On Wednesday, Nakoula Basseley Nakoula aka Mark Basseley Youssef, the maker of the anti-Islam YouTube video “Innocence of Muslims,” pleaded guilty to charges of violating his probation imposed in 2010 following a conviction of bank fraud. He was sentenced to one year in jail for breaking the terms of his parole. The government dropped all other probation violation charges that were related to his work on the “Innocence of Muslims.”

Nakoula was arrested by the authorities in September and was held without bail. He was kept in protective custody at the Metropolitan Detention Center for his safety, in the wake of Muslim religious leaders from Afghanistan and Pakistan having offered bounties for his head.

Robert Dugdale, the assistant United States attorney did not pursue charges directly related to the “Innocence of Muslims” video but he mentioned the fraud perpetrated in creating the video. The prosecutor pointed out during the sentencing argument that Nakoula had used another alias Sam Bacile to make the film, and had deceived the cast about his intentions.

He had told the people making the movie that it was an epic about a murderous tribal leader named George. Later, by using dubbing techniques, he turned the central character to represent Prophet Muhammad. The prosecutor observed, “That’s a substantial fraud … His deception actually caused real harm to people.”

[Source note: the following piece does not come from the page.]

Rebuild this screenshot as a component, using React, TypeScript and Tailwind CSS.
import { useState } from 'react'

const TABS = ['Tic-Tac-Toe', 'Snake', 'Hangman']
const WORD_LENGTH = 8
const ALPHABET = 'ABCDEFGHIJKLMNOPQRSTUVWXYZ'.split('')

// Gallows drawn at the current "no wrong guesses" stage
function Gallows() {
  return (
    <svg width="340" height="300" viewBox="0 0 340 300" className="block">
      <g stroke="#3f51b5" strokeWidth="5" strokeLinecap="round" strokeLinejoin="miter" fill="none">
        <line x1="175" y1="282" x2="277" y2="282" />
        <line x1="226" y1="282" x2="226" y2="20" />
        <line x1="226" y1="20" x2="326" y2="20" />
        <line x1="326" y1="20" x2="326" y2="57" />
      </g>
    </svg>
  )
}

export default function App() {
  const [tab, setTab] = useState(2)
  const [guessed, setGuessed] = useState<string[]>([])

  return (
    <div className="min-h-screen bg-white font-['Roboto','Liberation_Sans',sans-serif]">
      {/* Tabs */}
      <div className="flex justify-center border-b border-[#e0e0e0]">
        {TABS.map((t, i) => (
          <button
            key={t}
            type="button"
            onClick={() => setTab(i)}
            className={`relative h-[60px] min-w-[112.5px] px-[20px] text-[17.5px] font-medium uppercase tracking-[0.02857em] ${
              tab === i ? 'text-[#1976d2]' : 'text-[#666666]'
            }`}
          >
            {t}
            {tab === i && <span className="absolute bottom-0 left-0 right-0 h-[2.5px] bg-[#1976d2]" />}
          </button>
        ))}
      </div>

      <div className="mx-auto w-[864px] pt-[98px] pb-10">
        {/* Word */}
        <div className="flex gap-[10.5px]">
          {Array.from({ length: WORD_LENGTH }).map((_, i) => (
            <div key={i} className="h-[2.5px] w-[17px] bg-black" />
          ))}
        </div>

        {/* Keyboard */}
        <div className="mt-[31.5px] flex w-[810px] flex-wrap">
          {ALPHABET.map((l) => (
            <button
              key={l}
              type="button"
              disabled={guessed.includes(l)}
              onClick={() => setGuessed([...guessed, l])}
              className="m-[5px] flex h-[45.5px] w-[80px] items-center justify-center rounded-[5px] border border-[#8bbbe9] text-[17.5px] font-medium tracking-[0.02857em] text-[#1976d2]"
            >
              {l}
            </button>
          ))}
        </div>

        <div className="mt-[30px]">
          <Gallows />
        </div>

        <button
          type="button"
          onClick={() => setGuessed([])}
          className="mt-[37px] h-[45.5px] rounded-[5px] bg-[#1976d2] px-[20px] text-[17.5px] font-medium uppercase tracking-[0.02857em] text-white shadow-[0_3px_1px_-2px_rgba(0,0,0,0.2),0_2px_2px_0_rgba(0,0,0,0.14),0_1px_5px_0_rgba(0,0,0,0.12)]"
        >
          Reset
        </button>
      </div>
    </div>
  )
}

Nakoula’s depiction of the Prophet Muhammad as a violent savage sparked protests and reactionary violence from Egypt to Pakistan last year. The American Embassy in Ben Ghazi, Libya, was attacked, the U.S. Ambassador and several U.S. security died from the attack.

ABC News reported that it had obtained records that Nakoula had also been convicted in the 1990s of intent to manufacture methamphetamine. Later he progressed to bank fraud, to which he pled guilty in 2010, and went off to prison for 21 months, where he allegedly wrote and finished the script for his next progress into movie fraud.

However, prosecutors made it clear that he was not at court for the content of the movie. When one prosecutor specified the point saying, “he’s not here because of the content of the movie,” the Judge said, “agreed.”